The Vulkan API just launched yesterday and things are already moving pretty fast for the open-source competitor to Microsoft’s DirectX 12. Vulkan, for those of you who haven’t been following, is built on the back of AMD’s Mantle API launched in 2013, which allowed low-level access to the graphics hardware to improve performance. At the time, AMD said that having NVIDIA and Intel support Mantle was simply a case of building a driver that supported it. While that never progressed in the way AMD intended, handing over Mantle to the Khronos group turned out to be a good idea, and Vulkan now has driver support from the big three GPU designers, namely Intel, AMD, and NVIDIA.
While there isn’t anything that supports Vulkan yet, The Talos Principle (available on Steam for R409) is set to become the first game to patch in support for it, which is useful because it currently runs on Windows, Apple Mac OS X, and Linux, giving us a nice three-way comparison for assessing the game’s performance in different software environments. Other games that support Vulkan will be announced soon, although it’s likely that these will be existing titles already in development on modern engines like Unreal Engine 4 or Unity. As I mentioned yesterday, Vulkan’s aim is to make porting to it from other APIs as easy as possible, so anything running on DirectX 11 or 12 should be within reach.

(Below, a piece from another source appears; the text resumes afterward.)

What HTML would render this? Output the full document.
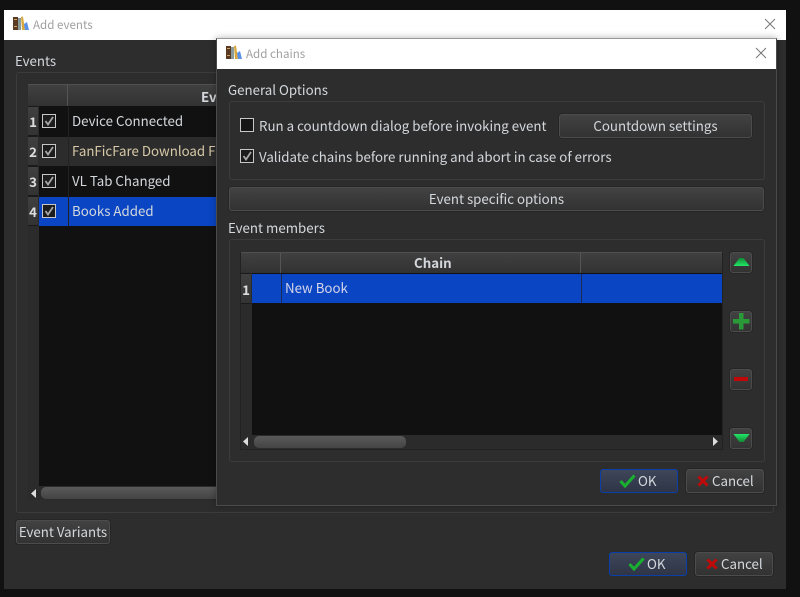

Driver support is now in the works by NVIDIA, AMD, and Intel, which are all partners in the Khronos group that helped design and develop the API into a DirectX competitor (Mantle was essentially a proof of concept). But the way in which each company is rolling support out is different.
NVIDIA has a beta Windows driver (356.39) and a beta Linux driver (355.00.26) available, though both are considered highly experimental and require GPUs based on the Kepler or Maxwell architectures
Intel has an open-source Linux driver available, and requires hardware based on Broadwell or newer to benefit from the new drivers. Support for Haswell and earlier platforms is planned, but not guaranteed given the highly experimental nature of Vulkan drivers at the moment
AMD has drivers, but doesn’t have any graphics cards listed on the compliance page of Khronos’ website, which has a laundry list of Intel and NVIDIA graphics cards that support Vulkan 1.0. AMD’s press release limits users to GPUs from the HD 7000 series and upwards, so anything based on GCN which already was able to run Mantle.
While AMD and Khronos are definitely the two companies who worked the closest to get Vulkan off the ground, NVIDIA flies out of the gate with immediate support for most of their Geforce and Quadro lineup based on Kepler and Maxwell. On their developer portal for Vulkan, they already have demos that users can run on their machines to see the benefits of using Vulkan for 3D games, CAD rendering, particle simulation, and creating super-sampled objects with high precision.
NVIDIA also has a C++ wrapper that enables basic access for existing code to run on Vulkan, giving developers a starting point to begin porting over their code and toying with the new API to discover its benefits. What an exciting start to the year for the gaming industry! I wonder what kind of gains we’ll see with Vulkan in a head-to-head Windows versus Linux showdown.